Short task:
Beginning with the first line, set down every line through the one containing "string; price: string;", exactly as it appears, but not the pictures.

Dataset excerpt:
---

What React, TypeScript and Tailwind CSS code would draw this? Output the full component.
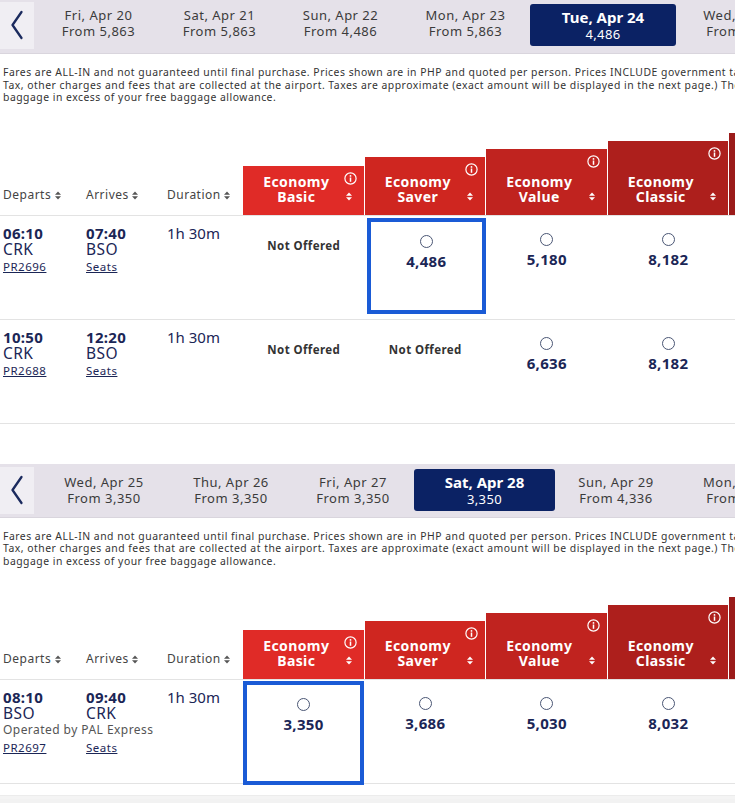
import React from "react";

type DateItem = { day: string; price: string; w: number; selected?: boolean };

type Flight = {
  dep: string;
  depCode: string;
  arr: string;
  arrCode: string;
  flight: string;
  operatedBy?: string;
  fares: (string | null)[];
  selected: number;
};

const fareHeads = [
  { name: "Basic", h: "h-[49px]", bg: "bg-[#e02b27]" },
  { name: "Saver", h: "h-[58px]", bg: "bg-[#cf2620]" },
  { name: "Value", h: "h-[66px]", bg: "bg-[#c0231f]" },
  { name: "Classic", h: "h-[74px]", bg: "bg-[#ad1f1c]" },
  { name: "Business", h: "h-[82px]", bg: "bg-[#9b1b1a]" },
];

const sections: { dates: DateItem[]; flights: Flight[]; barTop: string; textShift: string; boxClass: string[] }[] = [
  {
    barTop: "pb-[3px]",
    textShift: "pb-[5px]",
    dates: [
      { day: "Fri, Apr 20", price: "From 5,863", w: 121 },
      { day: "Sat, Apr 21", price: "From 5,863", w: 121 },
      { day: "Sun, Apr 22", price: "From 4,486", w: 121 },
      { day: "Mon, Apr 23", price: "From 5,863", w: 129 },
      { day: "Tue, Apr 24", price: "4,486", w: 146, selected: true },
      { day: "Wed, Apr 25", price: "From 3,350", w: 134 },
    ],
    flights: [
      {
        dep: "06:10",
        depCode: "CRK",
        arr: "07:40",
        arrCode: "BSO",
        flight: "PR2696",
        fares: [null, "4,486", "5,180", "8,182"],
        selected: 1,
      },
      {
        dep: "10:50",
        depCode: "CRK",
        arr: "12:20",
        arrCode: "BSO",
        flight: "PR2688",
        fares: [null, null, "6,636", "8,182"],
        selected: -1,
      },
    ],
    boxClass: ["mt-[2px] ml-[2px] h-[96px]", ""],
  },
  {
    barTop: "mt-[40px]",
    textShift: "",
    dates: [
      { day: "Wed, Apr 25", price: "From 3,350", w: 132 },
      { day: "Thu, Apr 26", price: "From 3,350", w: 122 },
      { day: "Fri, Apr 27", price: "From 3,350", w: 122 },
      { day: "Sat, Apr 28", price: "3,350", w: 141, selected: true },
      { day: "Sun, Apr 29", price: "From 4,336", w: 122 },
      { day: "Mon, Apr 30", price: "From 3,350", w: 132 },
    ],
    flights: [
      {
        dep: "08:10",
        depCode: "BSO",
        arr: "09:40",
        arrCode: "CRK",
        flight: "PR2697",
        operatedBy: "Operated by PAL Express",
        fares: ["3,350", "3,686", "5,030", "8,032"],
        selected: 0,
      },
    ],
    boxClass: ["mt-[1px] h-[104px] w-[121px]"],
  },
];

function SortIcon({ color = "#555" }: { color?: string }) {
  return (
    <svg width="6" height="9" viewBox="0 0 6 9" className="inline-block">
      <path d="M0 3.8 L3 0.5 L6 3.8 Z" fill={color} />
      <path d="M0 5.2 L6 5.2 L3 8.5 Z" fill={color} />
    </svg>
  );
}

function InfoIcon() {
  return (
    <svg width="13" height="13" viewBox="0 0 13 13">
      <circle cx="6.5" cy="6.5" r="5.6" fill="none" stroke="#fff" strokeWidth="1.2" />
      <circle cx="6.5" cy="3.9" r="0.9" fill="#fff" />
      <rect x="5.75" y="5.5" width="1.5" height="4.3" fill="#fff" />
    </svg>
  );
}

function Chevron() {
  return (
    <svg width="16" height="30" viewBox="0 0 16 30">
      <path d="M12.5 2 L3.5 15 L12.5 28" fill="none" stroke="#1b2a5e" strokeWidth="2.3" strokeLinecap="round" strokeLinejoin="round" />
    </svg>
  );
}

function DateBar({ dates, top, shift }: { dates: DateItem[]; top: string; shift: string }) {
  return (
    <div className={`flex h-[54px] items-center bg-[#e5e1e9] border-b border-[#d9d5dd] ${top}`}>
      <div className="flex h-[47px] w-[34px] items-center justify-center bg-[#f0eef3]">
        <Chevron />
      </div>
      <div className="w-[4px]" />
      {dates.map((d) => (
        <div key={d.day} style={{ width: d.w }} className="shrink-0">
          {d.selected ? (
            <div className="flex h-[42px] flex-col items-center justify-center rounded-[3px] bg-[#0b2264] text-white">
              <div className="text-[15px] font-bold leading-[17px]">{d.day}</div>
              <div className="text-[13px] leading-[16px] tracking-[0.4px]">{d.price}</div>
            </div>
          ) : (
            <div className={`flex flex-col items-center text-[13px] leading-[16px] tracking-[0.5px] text-[#3b3b3b] ${shift}`}>
              <div>{d.day}</div>
              <div>{d.price}</div>
            </div>
          )}
        </div>
      ))}
    </div>
  );
}

function Disclaimer() {
  return (
    <div className="mt-[12px] pl-[3px] text-[10.4px] leading-[12.6px] tracking-[0.5px] text-[#333] whitespace-nowrap">
      <div>
        Fares are ALL-IN and not guaranteed until final purchase. Prices shown are in PHP and quoted per person. Prices INCLUDE government taxes such as Travel
      </div>
      <div>
        Tax, other charges and fees that are collected at the airport. Taxes are approximate (exact amount will be displayed in the next page.) There may be additional fees for
      </div>
      <div>baggage in excess of your free baggage allowance.</div>
    </div>
  );
}

const cols = "grid grid-cols-[83px_81px_79px_121.5px_121.5px_121.5px_121.5px_121.5px]";

function HeaderRow() {
  return (
    <div className={`${cols} mt-[29px] h-[82px] items-end`}>
      <div className="pb-[11px] pl-[3px] text-[12px] tracking-[0.5px] text-[#444]">
        Departs <SortIcon />
      </div>
      <div className="pb-[11px] pl-[3px] text-[12px] tracking-[0.5px] text-[#444]">
        Arrives <SortIcon />
      </div>
      <div className="pb-[11px] pl-[3px] text-[12px] tracking-[0.5px] text-[#444]">
        Duration <SortIcon />
      </div>
      {fareHeads.map((f) => (
        <div
          key={f.name}
          className={`relative mr-px flex flex-col items-center justify-end pb-[11px] pr-[14px] text-white ${f.h} ${f.bg}`}
        >
          <div className="text-[14px] font-bold leading-[15px] tracking-[0.4px]">Economy</div>
          <div className="text-[14px] font-bold leading-[15px] tracking-[0.4px]">{f.name}</div>
          <div className="absolute right-[7px] top-[6px]">
            <InfoIcon />
          </div>
          <div className="absolute bottom-[12px] right-[12px] leading-none">
            <SortIcon color="#fff" />
          </div>
        </div>
      ))}
    </div>
  );
}

function FareCell({ price, selected, box }: { price: string | null; selected: boolean; box: string }) {
  if (!price) {
    return (
      <div className="pt-[21px] text-center text-[11.5px] font-bold tracking-[0.4px] text-[#333]">Not Offered</div>
    );
  }
  return (
    <div className={selected ? `border-[4px] border-[#1a5bd6] ${box}` : ""}>
      <div className={`flex flex-col items-center ${selected ? "pt-[13px]" : "pt-[17px]"}`}>
        <div className="h-[13px] w-[13px] rounded-full border-[1.5px] border-[#4a5674]" />
        <div className="mt-[4px] text-[15px] font-bold leading-[18px] tracking-[0.3px] text-[#1b2656]">{price}</div>
      </div>
    </div>
  );
}

function FlightRow({ f, box, i }: { f: Flight; box: string[]; i: number }) {
  return (
    <div className={`${cols} h-[104px] border-t border-[#e3e3e3]`}>
      <div className="col-span-3 grid grid-cols-[83px_81px_79px] content-start pl-[3px] pt-[9px] text-[#1b2656]">
        <div className="text-[15px] font-bold leading-[16px] tracking-[0.3px]">{f.dep}</div>
        <div className="text-[15px] font-bold leading-[16px] tracking-[0.3px]">{f.arr}</div>
        <div className="text-[15px] leading-[16px]">1h 30m</div>
        <div className="text-[15.5px] leading-[16px] tracking-[0.4px]">{f.depCode}</div>
        <div className="col-span-2 text-[15.5px] leading-[16px] tracking-[0.4px]">{f.arrCode}</div>
        {f.operatedBy && (
          <div className="col-span-3 mt-[1px] text-[12px] leading-[16px] tracking-[0.45px] text-[#555]">{f.operatedBy}</div>
        )}
        <div className="mt-[2px] text-[11.5px] leading-[16px] tracking-[0.5px] underline">{f.flight}</div>
        <div className="mt-[2px] text-[11.5px] leading-[16px] tracking-[0.5px] underline">Seats</div>
      </div>
      {f.fares.map((p, k) => (
        <FareCell key={k} price={p} selected={k === f.selected} box={box[i] || ""} />
      ))}
      <div />
    </div>
  );
}

export default function App() {
  return (
    <div className="h-[803px] w-[735px] overflow-hidden bg-white font-['Noto_Sans',sans-serif]">
      <div className="w-[900px]">
        {sections.map((s, si) => (
          <div key={si}>
            <DateBar dates={s.dates} top={s.barTop} shift={s.textShift} />
            <Disclaimer />
            <HeaderRow />
            {s.flights.map((f, i) => (
              <FlightRow key={f.flight} f={f} box={s.boxClass} i={i} />
            ))}
            <div className="border-t border-[#e3e3e3]" />
          </div>
        ))}
        <div className="mt-[11px] h-[4px] border-t border-[#ececec] bg-[#f4f4f4]" />
        <div className="h-[20px] bg-[#f2f2f2]" />
      </div>
    </div>
  );
}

---

The result:
What React, TypeScript and Tailwind CSS code would draw this? Output the full component.
import React from "react";

type DateItem = { day: string; price: string; w: number; selected?: boolean };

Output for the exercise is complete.